Years later, Babushka let me peek at her good stuff. The real gold. It was hidden lower down. She said that one day, when I get older and when she dies, I could have some. I could have her mother’s gold.
I didn’t see Babushka for a long time. I stopped visiting. I had other places to travel to. I didn’t think about her stories or computer games or even the ice cream she gave me. From time to time, we spoke on the phone. I’d have to yell for her to hear me. She didn’t say much. She’d hang up by mistake and I’d forget about calling. I didn’t really think of her deeply. Sometimes, a little “I miss Babushka”. I didn’t know how much I could miss her one day.
Babushka got sick. She had caretakers come to her home, give her oxygen. Dress her. Clean her bedroom. One day, my aunt realized; Babushka only had Walmart jewelry left in her drawers. Someone had taken her good stuff. Her mother’s stuff. Her gold.
Babushka died. I knew she would die but I didn’t know at all. I could weave poems on the fallacy of time, and it would do no good. She was gone.
I didn’t go to her funeral. I didn’t know how to feel. I hadn’t been close with Babushka in so long. I didn’t want to think about the stories she told me. I didn’t want to regret not spending more time on her couch, listening. I didn’t want to wish for more ice cream or wish I had written more words in my little red notebook. I wanted to pretend that she was my Babushka when I was a kid and that was enough. I didn’t want to miss her.
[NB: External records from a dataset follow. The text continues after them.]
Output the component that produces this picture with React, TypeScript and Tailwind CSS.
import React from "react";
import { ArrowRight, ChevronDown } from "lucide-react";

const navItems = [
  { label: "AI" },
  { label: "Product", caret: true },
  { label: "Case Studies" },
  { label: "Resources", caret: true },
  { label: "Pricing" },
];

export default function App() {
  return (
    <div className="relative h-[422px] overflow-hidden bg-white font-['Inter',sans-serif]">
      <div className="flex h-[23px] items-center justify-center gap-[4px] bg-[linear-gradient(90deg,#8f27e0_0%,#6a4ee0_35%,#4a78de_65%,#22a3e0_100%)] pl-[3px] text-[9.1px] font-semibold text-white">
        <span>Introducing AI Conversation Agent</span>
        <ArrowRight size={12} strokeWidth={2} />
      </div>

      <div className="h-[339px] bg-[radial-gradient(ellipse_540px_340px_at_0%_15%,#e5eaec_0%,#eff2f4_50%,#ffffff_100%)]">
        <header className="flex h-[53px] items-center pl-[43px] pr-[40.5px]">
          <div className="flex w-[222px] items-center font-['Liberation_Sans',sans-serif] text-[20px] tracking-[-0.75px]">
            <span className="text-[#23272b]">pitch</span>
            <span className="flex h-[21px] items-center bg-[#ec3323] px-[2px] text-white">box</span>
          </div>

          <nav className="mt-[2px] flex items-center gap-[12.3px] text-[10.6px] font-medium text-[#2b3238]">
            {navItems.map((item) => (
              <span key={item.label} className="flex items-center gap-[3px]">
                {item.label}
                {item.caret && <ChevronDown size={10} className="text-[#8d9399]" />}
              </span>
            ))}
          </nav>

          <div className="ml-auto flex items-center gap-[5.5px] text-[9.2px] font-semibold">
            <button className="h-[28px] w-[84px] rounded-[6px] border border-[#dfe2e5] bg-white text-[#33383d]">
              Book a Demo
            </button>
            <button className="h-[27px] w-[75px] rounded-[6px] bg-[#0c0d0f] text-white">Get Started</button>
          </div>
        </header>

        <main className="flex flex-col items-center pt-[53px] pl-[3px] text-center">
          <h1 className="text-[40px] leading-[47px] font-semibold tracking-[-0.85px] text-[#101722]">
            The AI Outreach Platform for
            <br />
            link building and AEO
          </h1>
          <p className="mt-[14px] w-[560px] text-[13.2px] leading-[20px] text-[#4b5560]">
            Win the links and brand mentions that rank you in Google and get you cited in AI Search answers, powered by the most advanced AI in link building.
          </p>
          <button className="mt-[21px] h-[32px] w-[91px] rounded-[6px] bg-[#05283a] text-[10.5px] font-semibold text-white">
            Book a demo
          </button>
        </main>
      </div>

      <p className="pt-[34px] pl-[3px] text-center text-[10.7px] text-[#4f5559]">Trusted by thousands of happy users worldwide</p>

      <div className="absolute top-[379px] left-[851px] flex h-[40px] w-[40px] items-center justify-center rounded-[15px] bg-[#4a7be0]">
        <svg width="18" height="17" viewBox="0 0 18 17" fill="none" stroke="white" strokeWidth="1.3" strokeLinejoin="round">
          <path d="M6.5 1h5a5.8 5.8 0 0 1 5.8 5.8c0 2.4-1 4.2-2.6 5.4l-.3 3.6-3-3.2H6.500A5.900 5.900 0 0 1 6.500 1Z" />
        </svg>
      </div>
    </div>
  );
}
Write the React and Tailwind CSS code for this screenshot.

Mama saved her Walmart jewelry in a plastic box. She put it in her closet behind piles of clothes. Mama said I could choose something. I didn’t recognize any of it. For a moment, I thought maybe it was the wrong box. How could I have forgotten? Maybe that’s a side effect of time. I took a few necklaces, a pair of earrings and put the rest back. I didn’t need more.
I started to put it on every day. I like my jewelry to match my outfits, my necklines, and somehow, Babushka’s jewelry always does. I kept wearing it and thinking about how I shouldn’t wear it all the time. I might lose it. I started having dreams about her. In one of them, Babushka was in my arms, dying. She was so skinny, paper thin. Like she had lost all the life inside. And then poof, she was gone. Babushka wasn't alive in my arms anymore.
I wanted to scream. I needed to cry so hard. I know Babushka wouldn’t have wanted me to; she never liked so much noise.
Thank you so much for reading. If this piece made you feel something, let me know. Click the heart or drop a comment ❤️
I used to share my writing with Babushka. She was my number one fan. After I finished writing this story, I dug up our old exchanges. She must have sent me 20 emails or so, repeating the same thing: “keep writing”. In a way, my weekly stories honor that wish. So I’ll keep writing.
Cheers to 39 weeks of words. ✨
I so identify with so much of your story, even many of the details. There are pieces of my identity that skipped a generation to reach me, from my grandmother straight down to who I am. In some ways those roots dig deeper, perhaps because their twisting complexities and confusions are less covered up by the traumas of youth.
Thanks for sharing!
Sounds like you got all of it from Babushka. The costume jewelry, and the gold.